Faculty Recruiting Support CICS

Jody Daniels receives campus Distinguished Alumni Award

We are pleased to announce that Jody Daniels (Ph.D. '97) received the 2014 campus Distinguished Alumni Service Award at the Massachusetts State House in April 2014. According to the Alumni Association, the Distinguished Alumni Award is the highest honor bestowed by the UMass Amherst Alumni Association on alumni, faculty and friends. Recipients of this prestigious award have translated their UMass Amherst experience into distinguished achievement in the public, business or professional realms and bring honor to UMass Amherst and to their field of endeavor.

Jody is a Brigadier General currently on active duty.
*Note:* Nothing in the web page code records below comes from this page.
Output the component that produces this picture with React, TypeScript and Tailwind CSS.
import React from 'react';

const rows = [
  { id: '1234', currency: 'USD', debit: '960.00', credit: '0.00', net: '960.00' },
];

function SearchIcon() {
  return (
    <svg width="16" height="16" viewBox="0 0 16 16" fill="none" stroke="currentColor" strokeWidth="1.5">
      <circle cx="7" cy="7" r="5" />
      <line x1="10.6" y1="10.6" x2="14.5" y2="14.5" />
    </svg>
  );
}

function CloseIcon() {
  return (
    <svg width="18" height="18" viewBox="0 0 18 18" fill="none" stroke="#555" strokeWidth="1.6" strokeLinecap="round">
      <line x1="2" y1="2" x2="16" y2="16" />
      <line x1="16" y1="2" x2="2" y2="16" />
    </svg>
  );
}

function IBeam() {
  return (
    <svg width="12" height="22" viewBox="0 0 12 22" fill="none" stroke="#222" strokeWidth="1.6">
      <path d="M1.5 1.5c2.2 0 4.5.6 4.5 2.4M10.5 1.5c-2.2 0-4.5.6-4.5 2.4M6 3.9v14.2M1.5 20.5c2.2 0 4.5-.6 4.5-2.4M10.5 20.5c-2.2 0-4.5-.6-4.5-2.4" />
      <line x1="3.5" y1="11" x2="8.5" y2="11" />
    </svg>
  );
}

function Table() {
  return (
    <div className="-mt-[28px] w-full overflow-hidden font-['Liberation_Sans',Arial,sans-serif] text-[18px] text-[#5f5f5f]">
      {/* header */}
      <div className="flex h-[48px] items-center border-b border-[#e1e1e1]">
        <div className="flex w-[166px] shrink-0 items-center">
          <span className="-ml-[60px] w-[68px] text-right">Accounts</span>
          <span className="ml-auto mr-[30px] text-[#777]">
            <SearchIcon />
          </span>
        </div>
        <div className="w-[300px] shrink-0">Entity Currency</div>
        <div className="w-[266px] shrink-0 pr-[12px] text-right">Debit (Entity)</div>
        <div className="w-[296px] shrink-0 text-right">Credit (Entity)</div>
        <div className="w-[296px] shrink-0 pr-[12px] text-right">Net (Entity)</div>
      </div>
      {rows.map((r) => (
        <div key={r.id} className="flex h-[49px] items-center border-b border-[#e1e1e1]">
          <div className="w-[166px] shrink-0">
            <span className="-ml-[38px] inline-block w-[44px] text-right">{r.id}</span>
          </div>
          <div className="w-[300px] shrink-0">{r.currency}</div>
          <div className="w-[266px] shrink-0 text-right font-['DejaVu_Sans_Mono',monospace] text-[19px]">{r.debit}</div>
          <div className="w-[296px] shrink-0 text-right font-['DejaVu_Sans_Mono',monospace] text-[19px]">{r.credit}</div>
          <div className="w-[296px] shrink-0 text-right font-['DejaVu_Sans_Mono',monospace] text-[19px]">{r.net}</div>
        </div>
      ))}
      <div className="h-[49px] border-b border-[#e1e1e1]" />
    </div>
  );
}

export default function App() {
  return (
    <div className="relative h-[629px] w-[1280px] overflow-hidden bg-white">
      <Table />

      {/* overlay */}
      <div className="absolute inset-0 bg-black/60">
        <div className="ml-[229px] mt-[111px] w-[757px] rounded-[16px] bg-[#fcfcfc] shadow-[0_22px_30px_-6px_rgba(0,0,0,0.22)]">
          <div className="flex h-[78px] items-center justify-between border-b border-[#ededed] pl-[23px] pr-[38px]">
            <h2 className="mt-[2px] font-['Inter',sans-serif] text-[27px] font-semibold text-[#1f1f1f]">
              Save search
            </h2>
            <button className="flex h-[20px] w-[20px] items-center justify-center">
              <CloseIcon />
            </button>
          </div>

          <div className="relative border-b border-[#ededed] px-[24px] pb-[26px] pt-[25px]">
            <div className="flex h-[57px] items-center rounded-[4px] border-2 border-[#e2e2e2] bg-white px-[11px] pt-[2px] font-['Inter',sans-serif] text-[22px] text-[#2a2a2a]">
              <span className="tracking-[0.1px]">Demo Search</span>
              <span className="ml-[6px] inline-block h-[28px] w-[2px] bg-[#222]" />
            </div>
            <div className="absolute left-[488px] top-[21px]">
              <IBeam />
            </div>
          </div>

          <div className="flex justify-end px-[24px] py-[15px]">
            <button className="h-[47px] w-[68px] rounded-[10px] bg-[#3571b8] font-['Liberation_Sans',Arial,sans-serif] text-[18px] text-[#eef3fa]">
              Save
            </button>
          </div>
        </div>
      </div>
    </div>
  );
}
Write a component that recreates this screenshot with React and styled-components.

She is a Deputy Director (J2 Intelligence and Knowledge Development) responsible for the intelligence and counterintelligence to facilitate situational awareness, warning and assessments on the threats across the 54 countries in the US Africa Command area of responsibility.

Jody received a UMass Amherst Computer Science Outstanding Achievement and Advocacy Award in 2010.
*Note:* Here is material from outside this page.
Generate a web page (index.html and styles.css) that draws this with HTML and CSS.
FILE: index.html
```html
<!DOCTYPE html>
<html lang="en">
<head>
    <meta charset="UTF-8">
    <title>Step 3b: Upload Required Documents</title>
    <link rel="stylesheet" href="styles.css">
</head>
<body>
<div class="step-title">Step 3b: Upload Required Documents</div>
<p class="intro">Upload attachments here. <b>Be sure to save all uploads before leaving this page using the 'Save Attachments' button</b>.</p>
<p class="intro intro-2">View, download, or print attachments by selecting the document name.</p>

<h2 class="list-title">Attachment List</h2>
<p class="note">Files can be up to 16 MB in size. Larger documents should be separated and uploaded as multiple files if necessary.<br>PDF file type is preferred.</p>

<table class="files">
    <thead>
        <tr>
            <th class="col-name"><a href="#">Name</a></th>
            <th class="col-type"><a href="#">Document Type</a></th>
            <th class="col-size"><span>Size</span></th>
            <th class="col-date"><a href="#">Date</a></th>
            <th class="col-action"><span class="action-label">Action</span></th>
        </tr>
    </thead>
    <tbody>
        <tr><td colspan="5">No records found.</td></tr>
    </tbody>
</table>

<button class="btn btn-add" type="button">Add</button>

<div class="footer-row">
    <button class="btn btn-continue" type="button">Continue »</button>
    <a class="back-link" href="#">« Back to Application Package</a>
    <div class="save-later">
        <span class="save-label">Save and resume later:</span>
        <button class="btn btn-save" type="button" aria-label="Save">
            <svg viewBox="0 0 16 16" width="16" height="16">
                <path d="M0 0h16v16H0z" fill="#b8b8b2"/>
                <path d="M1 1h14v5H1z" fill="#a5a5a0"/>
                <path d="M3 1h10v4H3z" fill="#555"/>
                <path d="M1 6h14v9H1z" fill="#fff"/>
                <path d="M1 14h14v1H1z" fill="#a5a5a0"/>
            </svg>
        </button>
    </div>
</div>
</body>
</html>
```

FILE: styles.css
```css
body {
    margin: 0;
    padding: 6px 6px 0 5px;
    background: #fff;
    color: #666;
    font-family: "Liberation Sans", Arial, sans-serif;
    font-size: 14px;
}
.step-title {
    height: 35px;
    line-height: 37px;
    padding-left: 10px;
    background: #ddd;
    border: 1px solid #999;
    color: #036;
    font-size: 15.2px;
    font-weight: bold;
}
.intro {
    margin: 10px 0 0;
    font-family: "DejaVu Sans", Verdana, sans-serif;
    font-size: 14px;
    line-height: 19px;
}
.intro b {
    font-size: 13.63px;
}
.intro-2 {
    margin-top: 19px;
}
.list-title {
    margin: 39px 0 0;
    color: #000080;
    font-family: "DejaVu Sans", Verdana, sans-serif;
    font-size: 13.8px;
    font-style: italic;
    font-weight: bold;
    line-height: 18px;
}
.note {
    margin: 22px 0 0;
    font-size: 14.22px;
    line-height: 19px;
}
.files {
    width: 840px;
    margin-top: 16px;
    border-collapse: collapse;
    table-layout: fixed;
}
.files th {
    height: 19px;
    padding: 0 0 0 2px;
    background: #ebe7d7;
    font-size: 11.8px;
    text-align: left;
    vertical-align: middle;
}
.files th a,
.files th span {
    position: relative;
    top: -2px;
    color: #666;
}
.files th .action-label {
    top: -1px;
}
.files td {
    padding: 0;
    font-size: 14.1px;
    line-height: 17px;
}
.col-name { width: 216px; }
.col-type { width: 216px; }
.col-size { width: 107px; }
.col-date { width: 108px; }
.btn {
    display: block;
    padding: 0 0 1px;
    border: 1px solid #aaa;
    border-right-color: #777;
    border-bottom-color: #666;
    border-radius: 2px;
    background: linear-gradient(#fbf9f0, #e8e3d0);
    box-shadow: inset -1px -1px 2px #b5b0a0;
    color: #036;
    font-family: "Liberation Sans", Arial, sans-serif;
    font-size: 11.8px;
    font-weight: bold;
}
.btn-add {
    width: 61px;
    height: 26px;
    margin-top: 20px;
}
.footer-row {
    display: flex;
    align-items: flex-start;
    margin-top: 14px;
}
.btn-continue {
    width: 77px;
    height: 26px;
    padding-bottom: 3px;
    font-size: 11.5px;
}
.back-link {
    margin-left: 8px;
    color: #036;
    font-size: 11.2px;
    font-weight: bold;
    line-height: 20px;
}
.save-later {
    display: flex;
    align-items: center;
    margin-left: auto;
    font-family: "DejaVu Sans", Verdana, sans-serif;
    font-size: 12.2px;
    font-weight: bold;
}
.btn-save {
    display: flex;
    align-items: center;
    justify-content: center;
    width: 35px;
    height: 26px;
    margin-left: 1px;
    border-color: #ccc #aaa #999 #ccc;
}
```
We saw it fitting to share her award acceptance speech with our CS audience.

Distinguished guests, faculty, family, friends:

Thank you very much for this honor. I am quite surprised to be standing here today as I hadn't ever considered going to graduate school until my first Army boss asked why I hadn't applied. It had never crossed my mind. A few years later I decided to apply and UMass was an easy choice.

As I transitioned from being a full-time military intelligence officer to being a graduate student in the fall of 1990, the U.S. was just beginning the activities over in the Gulf that would eventually become Operation Desert Storm.  As I was the only person that most of my fellow students knew to have served in the military, I was frequently called upon to explain "all things Gulf," "all things Army," and "all things military." I was suddenly thrust into the position of being the Expert on topics about which I knew very little. This caused me to pay a lot more attention to newspapers. So, while I was learning how to read journal and conference papers, I was also learning how to read and interpret the media.
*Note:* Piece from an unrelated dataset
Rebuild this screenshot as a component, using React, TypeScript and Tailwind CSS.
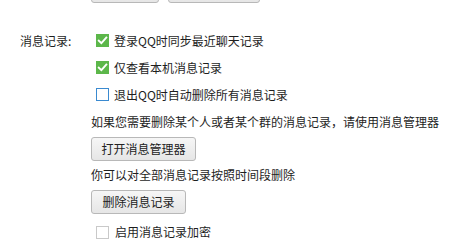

It caused me to take a whole new view of how I looked at the world and my role in it. I realized I was also in a position of influence.  I had to be far more careful and conscious with my words. I finally internalized the saying that "Words matter." This came to be ever more true as I reached higher civilian and military positions and more people relied on my words to guide their actions.

I left UMass a whole lot wiser in ways I hadn't imagined. It wasn't just a degree or two; it was how to do research, how to frame arguments, how to make an impression, how to create a network. I learned how to listen better.

Those skills have served me well - regardless of whether I'm working with a team of scientists, a battalion of new recruits, or the National Chief of Intelligence for one of our African country partners.

I have had the pleasure of living a dual life - crossing frequently between my civilian and military careers. The overlap has not been as much in technical areas as it has been in communications, management, and leadership skills.

I was fortunate to have the strong academic background that the UMass Amherst Computer Science department gave me that allowed me to succeed at Lockheed Martin. I was fortunate that Lockheed Martin also valued my continuing service to the Army and the Army Reserve. I believe that the combination allowed me to migrate skills between the two careers and be a better leader than otherwise.

I'd like to thank all those faculty who helped me successfully complete the master's and Ph.D. programs, especially, Edwina Rissland, Bruce Croft, James Allan, Nick Belkin, Victor Lesser, Paul Utgoff, and Eliot Moss, but also Lori Clarke, Susan Landau, and Bev Woolf, who never knew it, but I looked upon as role models.

I'd also like to recognize and thank my fellow graduate students who forced me to better articulate my thoughts and arguments while they also supported and encouraged my dual track life. My family deserves much recognition and thanks for their endless support across everything I've done and continue to do.

Finally, I'd like to close with a quote from a leader and statesman who clearly recognized that words matter, and who had multiple careers - serving as the Chairman of the Joint Chiefs of Staff and then as Secretary of State - General Colin Powell: "Tell me what you know. Tell me what you don't know. Then tell me what you think. Always distinguish which is which." As a leader and as an intelligence professional, these are words I try to live by.

Once again, thank you for this honor.